GREEN BAY – In the current transfer-mad world of college football, Dani Dennis-Sutton didn’t go anywhere else.
The edge rusher stayed at Penn State all four years, worked behind and alongside a pair of first-round draft picks, and wound up a fourth-round pick of the Packers on Saturday, at No. 120 overall.
“It helps, I think with a guy that shows – especially at a place like Penn State – his commitment there to them was strong,” said Packers director of player personnel John Wojciechowski shortly after Green Bay drafted Dennis-Sutton. “He was able to develop under a system there.”
He also learned from Penn State star pass rushers Chop Robinson and Abdul Carter, highly touted first-round choices in 2024 and ’25, respectively. Dennis-Sutton believes that served him well.
“I feel like it did,” he said. “Obviously I played with a bunch of NFL guys and legit guys, so I think it was good for me to learn behind those guys, and then obviously my past two years starting I had a really good career there.

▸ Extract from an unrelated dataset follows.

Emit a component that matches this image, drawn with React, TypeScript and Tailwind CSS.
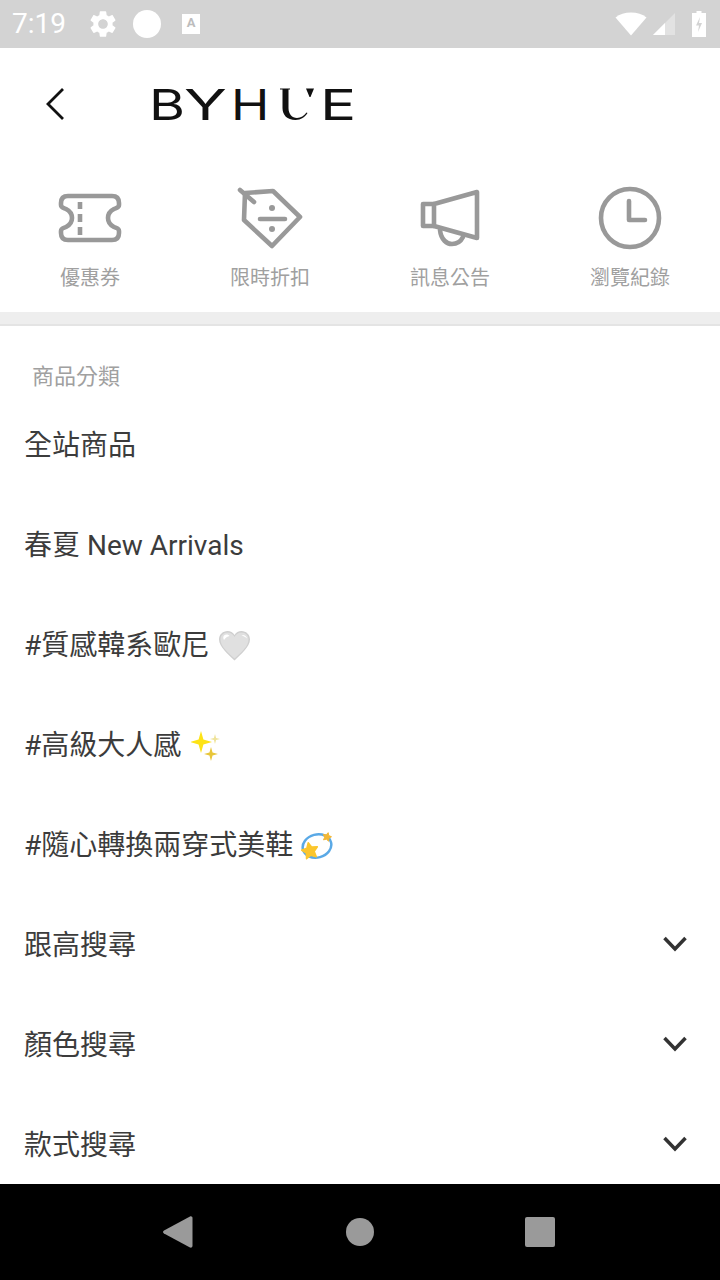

“I felt like it taught me a lot as far as how to earn my way, earn my right to be on the field and be a star. Yeah, I think it benefitted me as opposed to transferring because I’m behind two legit guys. I don’t know if I’d be the same guy I am today.”
Dennis-Sutton (6-5 3/8, 256) may not have had the first-round pedigree of his predecessors, but he put together an impressive career in his own right.
Becoming a full-time starter in 2024, his third year with the Nittany Lions, he recorded double-digit tackles for loss each of the last two seasons (13 and 12), with 8½ sacks both years.